### Requirement
Within the data below, state how many lines contain the string "screenshot". Provide the number only.
------ Material shown
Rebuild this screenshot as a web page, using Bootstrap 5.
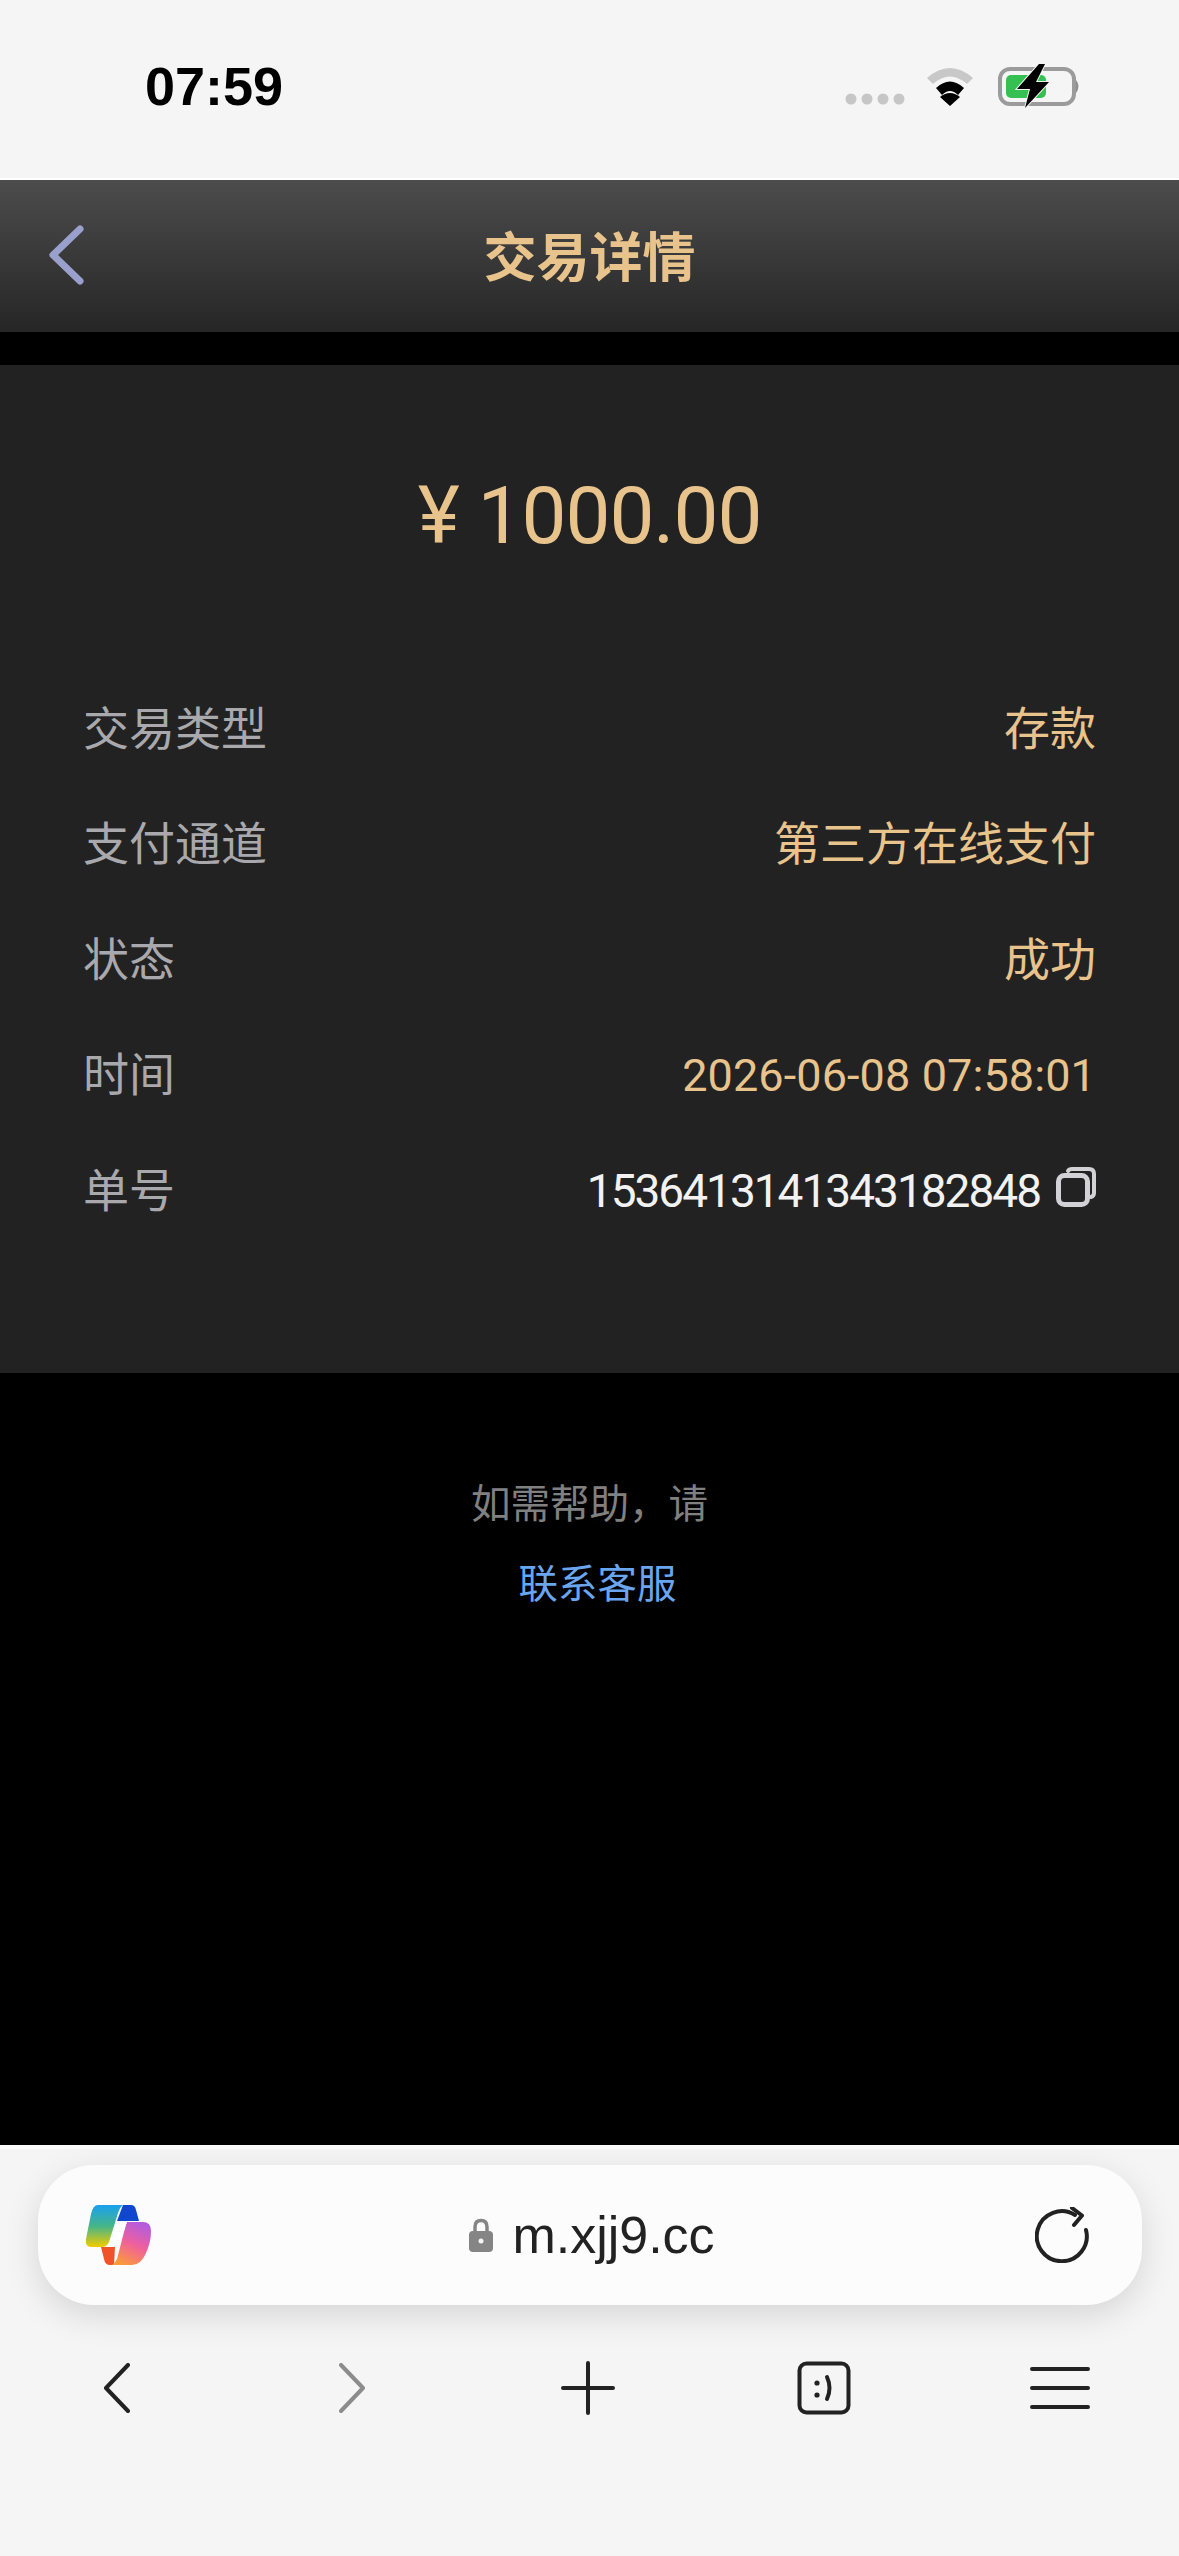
<!DOCTYPE html>
<html lang="zh-CN">
  <head>
    <meta charset="UTF-8" />
    <meta name="viewport" content="width=device-width, initial-scale=1.0" />
    <link rel="stylesheet" href="https://cdn.jsdelivr.net/npm/bootstrap@5.3.2/dist/css/bootstrap.min.css" />
    <title>交易详情</title>
    <style>
      body {
        width: 1179px;
        height: 2556px;
        overflow: hidden;
        background: #000;
        font-family: "Roboto", "Noto Sans CJK SC", sans-serif;
      }
      .status-bar {
        height: 180px;
        background: #f5f5f5;
        padding: 0 98px 0 145px;
        border-bottom: 2px solid #fff;
      }
      .status-time {
        font: 700 54px/1 "Liberation Sans", sans-serif;
        color: #000;
        margin-top: -6px;
      }
      .status-icons {
        margin-top: -7px;
      }
      .top-bar {
        height: 152px;
        background: linear-gradient(#4c4c4c, #262626);
      }
      .top-back {
        position: absolute;
        left: 47px;
        top: 45px;
      }
      .top-title {
        font-size: 53px;
        font-weight: 700;
        color: #e8c48c;
        line-height: 1;
        margin-top: 6px;
      }
      .detail-panel {
        margin-top: 33px;
        height: 1008px;
        background: #222223;
        padding: 0 83px 0 83px;
      }
      .amount-line {
        height: 302px;
        font-size: 80px;
        font-weight: 400;
        letter-spacing: -1px;
        color: #e8c48c;
      }
      .rows-wrap {
        padding-top: 4px;
      }
      .detail-row {
        height: 115.5px;
        font-size: 46px;
        font-weight: 400;
        line-height: 1;
      }
      .row-name {
        color: #a9a9ad;
      }
      .row-value {
        color: #e8c48c;
      }
      .row-time {
        font-size: 45px;
        letter-spacing: 0.1px;
      }
      .row-no {
        font-size: 46px;
        letter-spacing: -2px;
        color: #f2f2f2;
      }
      .copy-ic {
        margin-top: -8px;
      }
      .help-box {
        flex: 1;
        padding-top: 112px;
        font-size: 39.5px;
        font-weight: 400;
        line-height: 1;
      }
      .help-text {
        color: #808080;
      }
      .help-link {
        color: #6aa5f0;
        margin-top: 40px;
        padding-left: 16px;
      }
      .browser-bar {
        height: 411px;
        background: #f5f5f5;
        border-top: 4px solid #fbfbfb;
        padding: 16px 37px 0 38px;
      }
      .url-box {
        height: 140px;
        background: #fcfcfc;
        border-radius: 56px;
        box-shadow: 0 10px 34px rgba(0, 0, 0, 0.13);
        padding: 0 53px 0 47px;
      }
      .url-text {
        font: 400 52px/1 "Liberation Sans", sans-serif;
        color: #222;
        gap: 19px;
        margin-left: -2px;
      }
      .tool-row {
        height: 54px;
        margin: 56px 0 0 -40px;
      }
      .tool-cell {
        width: 236px;
      }
    </style>
  </head>

  <body class="d-flex flex-column">
    <div class="status-bar d-flex justify-content-between align-items-center flex-shrink-0">
      <div class="status-time">07:59</div>
      <svg class="status-icons" width="236" height="44" viewBox="0 0 236 44">
        <g fill="#c6c6c6">
          <circle cx="6" cy="35" r="5.5" />
          <circle cx="22" cy="35" r="5.5" />
          <circle cx="38" cy="35" r="5.5" />
          <circle cx="54" cy="35" r="5.5" />
        </g>
        <path d="M82 14 Q105 -6 128 14 L122 20 Q105 5 88 20 Z" fill="#c8c8c8" />
        <path d="M91 24 Q105 11 119 24 L113 31 Q105 23 97 31 Z" fill="#000" />
        <path d="M105 42 L95 33 Q105 25 115 33 Z" fill="#000" />
        <rect x="155" y="5" width="74" height="35" rx="10" fill="none" stroke="#9b9b9b" stroke-width="4" />
        <rect x="161" y="11" width="40" height="23" rx="5" fill="#34c152" />
        <path d="M231 16 Q236 22 231 29 Z" fill="#8e8e8e" />
        <path d="M194 0 L172 25 H185 L180 44 L204 18 H191 L200 0 Z" fill="#000" stroke="#f5f5f5" stroke-width="2" paint-order="stroke" />
      </svg>
    </div>

    <div class="top-bar position-relative d-flex justify-content-center align-items-center flex-shrink-0">
      <svg class="top-back" width="38" height="60" viewBox="0 0 38 60">
        <path d="M33 4 L6 30 L33 56" fill="none" stroke="#9aa0cc" stroke-width="7" stroke-linecap="round" stroke-linejoin="round" />
      </svg>
      <div class="top-title">交易详情</div>
    </div>

    <div class="detail-panel flex-shrink-0">
      <div class="amount-line d-flex justify-content-center align-items-center">¥ 1000.00</div>
      <div class="rows-wrap">
        <div class="detail-row d-flex justify-content-between align-items-center">
          <span class="row-name">交易类型</span>
          <span class="row-value">存款</span>
        </div>
        <div class="detail-row d-flex justify-content-between align-items-center">
          <span class="row-name">支付通道</span>
          <span class="row-value">第三方在线支付</span>
        </div>
        <div class="detail-row d-flex justify-content-between align-items-center">
          <span class="row-name">状态</span>
          <span class="row-value">成功</span>
        </div>
        <div class="detail-row d-flex justify-content-between align-items-center">
          <span class="row-name">时间</span>
          <span class="row-value row-time">2026-06-08 07:58:01</span>
        </div>
        <div class="detail-row d-flex justify-content-between align-items-center">
          <span class="row-name">单号</span>
          <span class="d-flex align-items-center gap-3">
            <span class="row-no">1536413141343182848</span>
            <svg class="copy-ic" width="40" height="40" viewBox="0 0 40 40">
              <path d="M12 4 Q13 2 16 2 H33 Q38 2 38 7 V26 Q38 29 35 30" fill="none" stroke="#d2d2d6" stroke-width="4" stroke-linecap="round" />
              <rect x="2.5" y="8.5" width="29" height="29" rx="6" fill="#222223" stroke="#d2d2d6" stroke-width="5" />
            </svg>
          </span>
        </div>
      </div>
    </div>

    <div class="help-box text-center">
      <div class="help-text">如需帮助，请</div>
      <div class="help-link">联系客服</div>
    </div>

    <div class="browser-bar flex-shrink-0">
      <div class="url-box d-flex justify-content-between align-items-center">
        <svg width="66" height="62" viewBox="0 0 66 62">
          <defs>
            <linearGradient id="copilotLeft" x1="0" y1="0" x2="0" y2="1">
              <stop offset="0" stop-color="#1aa0ee" />
              <stop offset="0.5" stop-color="#45b58a" />
              <stop offset="1" stop-color="#f2cc00" />
            </linearGradient>
            <linearGradient id="copilotRight" x1="0.7" y1="0" x2="0.3" y2="1">
              <stop offset="0" stop-color="#b25ce0" />
              <stop offset="0.5" stop-color="#f0609c" />
              <stop offset="1" stop-color="#fb9a3c" />
            </linearGradient>
          </defs>
          <path d="M38 1 H46 Q50 1 51 6 L54 17 H32 Z" fill="#1147cf" />
          <path d="M16 43 H30 L29 61 H25 Q20 61 19 55 Z" fill="#f0532a" />
          <path d="M13 1 H38 Q35 3 33 9 L24 38 Q22 43 17 43 H6 Q0 43 1 35 L6 10 Q8 1 13 1 Z" fill="url(#copilotLeft)" />
          <path d="M42 18 H58 Q66 18 66 27 Q66 38 61 49 Q56 61 47 61 H27 Q30 59 32 55 L40 24 Q41 20 42 18 Z" fill="url(#copilotRight)" />
          <path d="M35 18 H42 Q41 20 40 24 L33 43 H24 Q26 41 27 37 L32 22 Q33 19 35 18 Z" fill="#fff" />
        </svg>
        <div class="url-text d-flex align-items-center">
          <svg width="24" height="34" viewBox="0 0 24 34">
            <path d="M6 14 V9 Q6 2.5 12 2.5 Q18 2.5 18 9 V14" fill="none" stroke="#858585" stroke-width="3.5" />
            <rect x="0" y="13" width="24" height="21" rx="4" fill="#858585" />
            <circle cx="12" cy="23" r="2.5" fill="#f5f5f5" />
          </svg>
          <span>m.xjj9.cc</span>
        </div>
        <svg width="54" height="56" viewBox="0 0 54 56">
          <path d="M40 8 A25 25 0 1 0 51 23" fill="none" stroke="#222" stroke-width="4" stroke-linecap="round" />
          <path d="M37 1 L47 8.5 L39 18" fill="none" stroke="#222" stroke-width="4" stroke-linecap="round" stroke-linejoin="round" />
        </svg>
      </div>

      <div class="tool-row d-flex align-items-center">
        <div class="tool-cell d-flex justify-content-center flex-shrink-0">
          <svg width="27" height="50" viewBox="0 0 27 50">
            <path d="M25 2 L3 25 L25 48" fill="none" stroke="#222" stroke-width="4" stroke-linecap="round" stroke-linejoin="round" />
          </svg>
        </div>
        <div class="tool-cell d-flex justify-content-center flex-shrink-0">
          <svg width="27" height="50" viewBox="0 0 27 50">
            <path d="M2 2 L24 25 L2 48" fill="none" stroke="#8c8c8c" stroke-width="4" stroke-linecap="round" stroke-linejoin="round" />
          </svg>
        </div>
        <div class="tool-cell d-flex justify-content-center flex-shrink-0">
          <svg width="54" height="54" viewBox="0 0 54 54">
            <path d="M27 2 V52 M2 27 H52" fill="none" stroke="#222" stroke-width="4" stroke-linecap="round" />
          </svg>
        </div>
        <div class="tool-cell d-flex justify-content-center flex-shrink-0">
          <svg width="54" height="54" viewBox="0 0 54 54">
            <rect x="2.5" y="2.5" width="49" height="49" rx="7" fill="none" stroke="#222" stroke-width="4" />
            <circle cx="20" cy="22" r="2.6" fill="#222" />
            <circle cx="20" cy="34" r="2.6" fill="#222" />
            <path d="M30 16 Q35 27 30 38" fill="none" stroke="#222" stroke-width="4" stroke-linecap="round" />
          </svg>
        </div>
        <div class="tool-cell d-flex justify-content-center flex-shrink-0">
          <svg width="60" height="44" viewBox="0 0 60 44">
            <path d="M2 3 H58 M2 22 H58 M2 41 H58" fill="none" stroke="#222" stroke-width="4" stroke-linecap="round" />
          </svg>
        </div>
      </div>
    </div>
  </body>
</html>
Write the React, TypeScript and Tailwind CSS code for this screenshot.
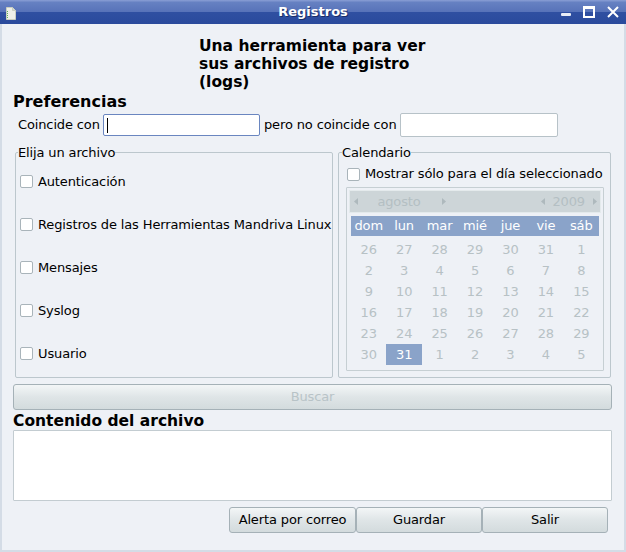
------------
### Task output
2